How many numbers must be selected from the set $\{1,2,3,4,5,6,7,8,9\}$ to guarantee that at least one pair of these numbers add up to $10$? Justify your answer.
Here's my answer.
Consider the two sets $\{1,2,3,4\}$ and $\{6,7,8,9\}$. In the worst case, one may pick the number $5$ and then all the numbers from one set and then a number from the other set. Therefore, $6$ numbers must be selected in order to guarantee that at least one pair of these numbers add up to $10$.

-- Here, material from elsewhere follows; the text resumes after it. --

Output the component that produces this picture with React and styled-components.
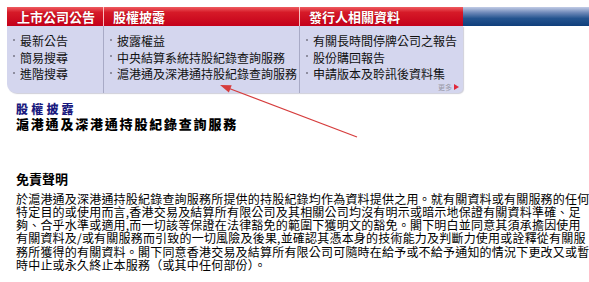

Do you think my answer is correct?
The argument is not fully persuasive, since conceivably we might pick, in addition to $5$, $3$ elements from one of our $4$-element sets and $2$ from another, and not get a sum of $10$. This actually can't happen, but there are more cases to look at than the ones you have studied.

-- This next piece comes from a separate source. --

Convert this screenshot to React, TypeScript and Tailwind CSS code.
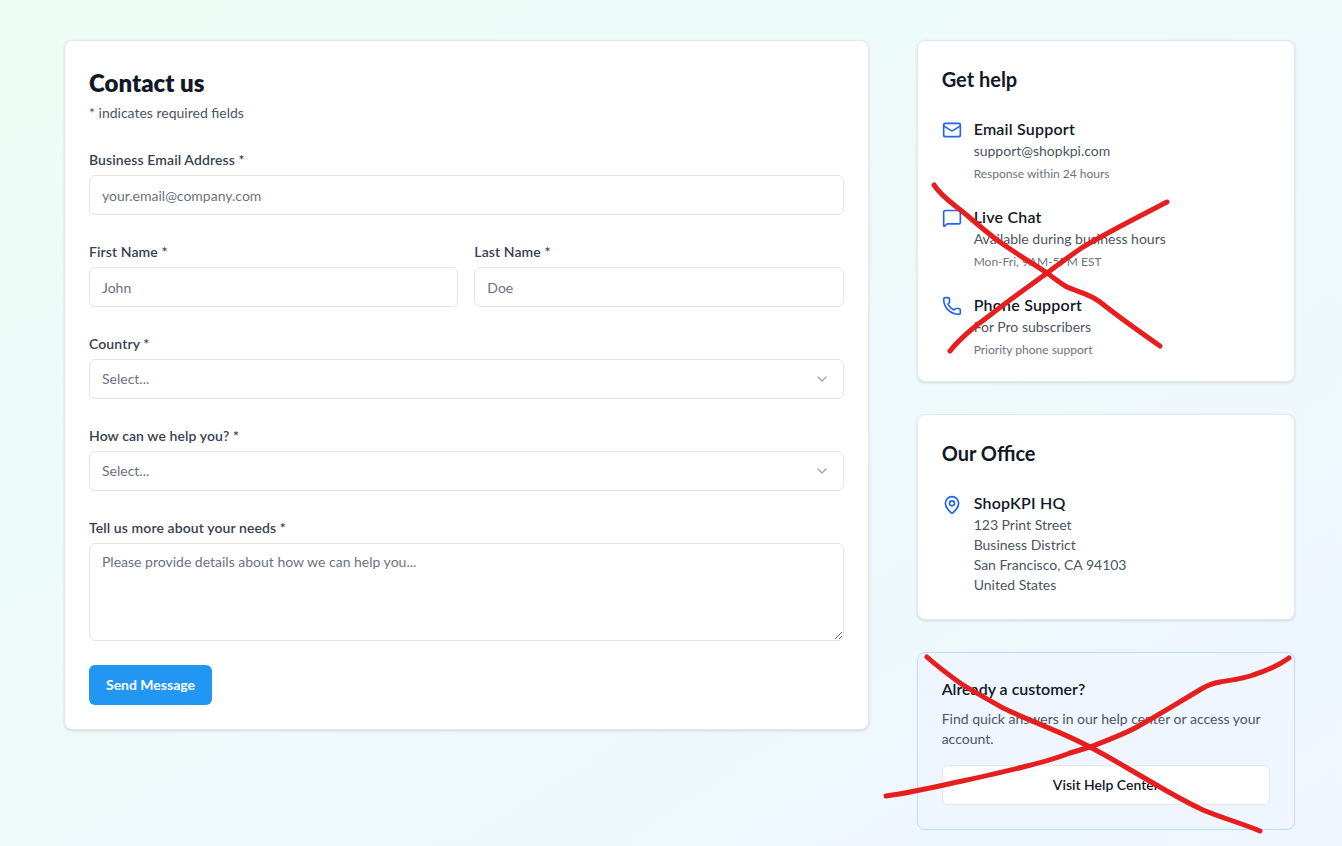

Consider instead the following. Divide our collection of numbers as follows:
$$\{5\},\quad \{1,9\},\quad \{2,8\},\quad \{3,7\},\quad \{4,6\}.$$
Suppose we choose $6$ numbers. Then since there are only $4$ "pigeonholes" in the collection $\{1,9\}, \{2,9\}, \{3,7\}, \{4,6\}$, we must have chosen at least $2$ numbers from the same pigeonhole, that is, two numbers with sum $10$. And it is clear that we can pick $5$ numbers in several ways so that the sum of no two is $10$.